=== INPUT RECORDS ===

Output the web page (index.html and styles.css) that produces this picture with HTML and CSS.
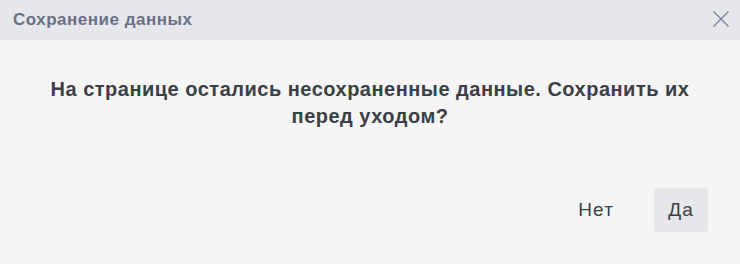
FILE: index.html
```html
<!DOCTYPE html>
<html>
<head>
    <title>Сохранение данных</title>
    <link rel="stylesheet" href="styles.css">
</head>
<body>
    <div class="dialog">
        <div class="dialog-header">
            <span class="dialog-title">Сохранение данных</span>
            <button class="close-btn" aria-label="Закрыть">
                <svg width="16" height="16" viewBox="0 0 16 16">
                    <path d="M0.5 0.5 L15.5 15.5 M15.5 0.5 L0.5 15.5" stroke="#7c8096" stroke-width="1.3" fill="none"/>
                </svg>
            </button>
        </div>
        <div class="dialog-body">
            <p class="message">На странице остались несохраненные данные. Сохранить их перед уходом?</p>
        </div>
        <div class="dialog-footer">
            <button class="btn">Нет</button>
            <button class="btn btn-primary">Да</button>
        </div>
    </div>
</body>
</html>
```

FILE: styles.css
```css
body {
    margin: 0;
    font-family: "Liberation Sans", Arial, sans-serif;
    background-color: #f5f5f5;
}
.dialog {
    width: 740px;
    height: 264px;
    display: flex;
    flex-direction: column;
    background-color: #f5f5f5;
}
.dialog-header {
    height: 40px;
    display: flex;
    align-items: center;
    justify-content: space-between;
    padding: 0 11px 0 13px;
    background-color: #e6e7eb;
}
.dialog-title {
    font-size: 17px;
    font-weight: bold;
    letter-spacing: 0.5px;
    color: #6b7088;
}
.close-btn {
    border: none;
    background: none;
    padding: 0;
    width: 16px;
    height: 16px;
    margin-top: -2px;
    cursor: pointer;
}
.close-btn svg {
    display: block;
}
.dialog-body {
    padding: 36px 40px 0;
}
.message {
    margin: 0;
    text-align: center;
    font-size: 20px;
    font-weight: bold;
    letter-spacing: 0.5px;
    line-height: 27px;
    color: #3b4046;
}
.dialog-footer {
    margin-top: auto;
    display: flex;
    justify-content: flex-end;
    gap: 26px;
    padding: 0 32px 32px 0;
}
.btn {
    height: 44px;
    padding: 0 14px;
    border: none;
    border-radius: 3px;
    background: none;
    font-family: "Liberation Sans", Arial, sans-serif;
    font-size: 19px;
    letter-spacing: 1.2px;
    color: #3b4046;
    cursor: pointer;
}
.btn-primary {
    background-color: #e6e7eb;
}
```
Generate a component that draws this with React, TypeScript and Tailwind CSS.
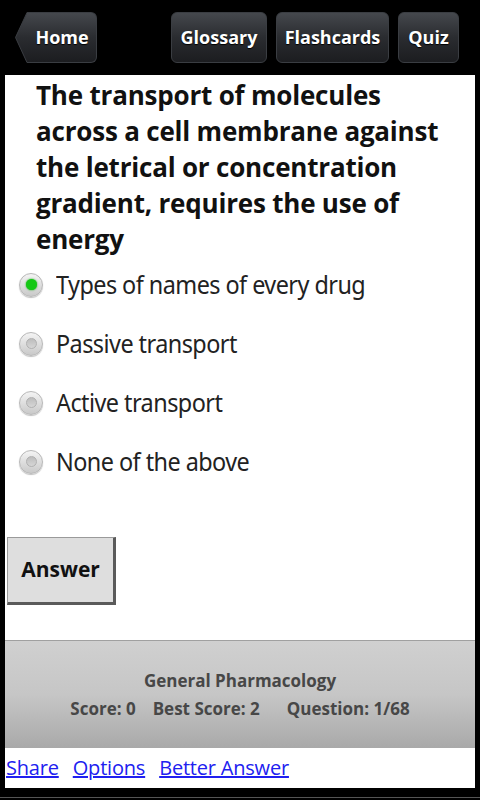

===

- **WHAT THE EXERCISE ASKS**
What you return should match the records above word for word, minus the pictures.

- **SOLUTION TO THE PROBLEM**
Output the web page (index.html and styles.css) that produces this picture with HTML and CSS.
FILE: index.html
```html
<!DOCTYPE html>
<html>
<head>
    <title>Сохранение данных</title>
    <link rel="stylesheet" href="styles.css">
</head>
<body>
    <div class="dialog">
        <div class="dialog-header">
            <span class="dialog-title">Сохранение данных</span>
            <button class="close-btn" aria-label="Закрыть">
                <svg width="16" height="16" viewBox="0 0 16 16">
                    <path d="M0.5 0.5 L15.5 15.5 M15.5 0.5 L0.5 15.5" stroke="#7c8096" stroke-width="1.3" fill="none"/>
                </svg>
            </button>
        </div>
        <div class="dialog-body">
            <p class="message">На странице остались несохраненные данные. Сохранить их перед уходом?</p>
        </div>
        <div class="dialog-footer">
            <button class="btn">Нет</button>
            <button class="btn btn-primary">Да</button>
        </div>
    </div>
</body>
</html>
```

FILE: styles.css
```css
body {
    margin: 0;
    font-family: "Liberation Sans", Arial, sans-serif;
    background-color: #f5f5f5;
}
.dialog {
    width: 740px;
    height: 264px;
    display: flex;
    flex-direction: column;
    background-color: #f5f5f5;
}
.dialog-header {
    height: 40px;
    display: flex;
    align-items: center;
    justify-content: space-between;
    padding: 0 11px 0 13px;
    background-color: #e6e7eb;
}
.dialog-title {
    font-size: 17px;
    font-weight: bold;
    letter-spacing: 0.5px;
    color: #6b7088;
}
.close-btn {
    border: none;
    background: none;
    padding: 0;
    width: 16px;
    height: 16px;
    margin-top: -2px;
    cursor: pointer;
}
.close-btn svg {
    display: block;
}
.dialog-body {
    padding: 36px 40px 0;
}
.message {
    margin: 0;
    text-align: center;
    font-size: 20px;
    font-weight: bold;
    letter-spacing: 0.5px;
    line-height: 27px;
    color: #3b4046;
}
.dialog-footer {
    margin-top: auto;
    display: flex;
    justify-content: flex-end;
    gap: 26px;
    padding: 0 32px 32px 0;
}
.btn {
    height: 44px;
    padding: 0 14px;
    border: none;
    border-radius: 3px;
    background: none;
    font-family: "Liberation Sans", Arial, sans-serif;
    font-size: 19px;
    letter-spacing: 1.2px;
    color: #3b4046;
    cursor: pointer;
}
.btn-primary {
    background-color: #e6e7eb;
}
```
Generate a component that draws this with React, TypeScript and Tailwind CSS.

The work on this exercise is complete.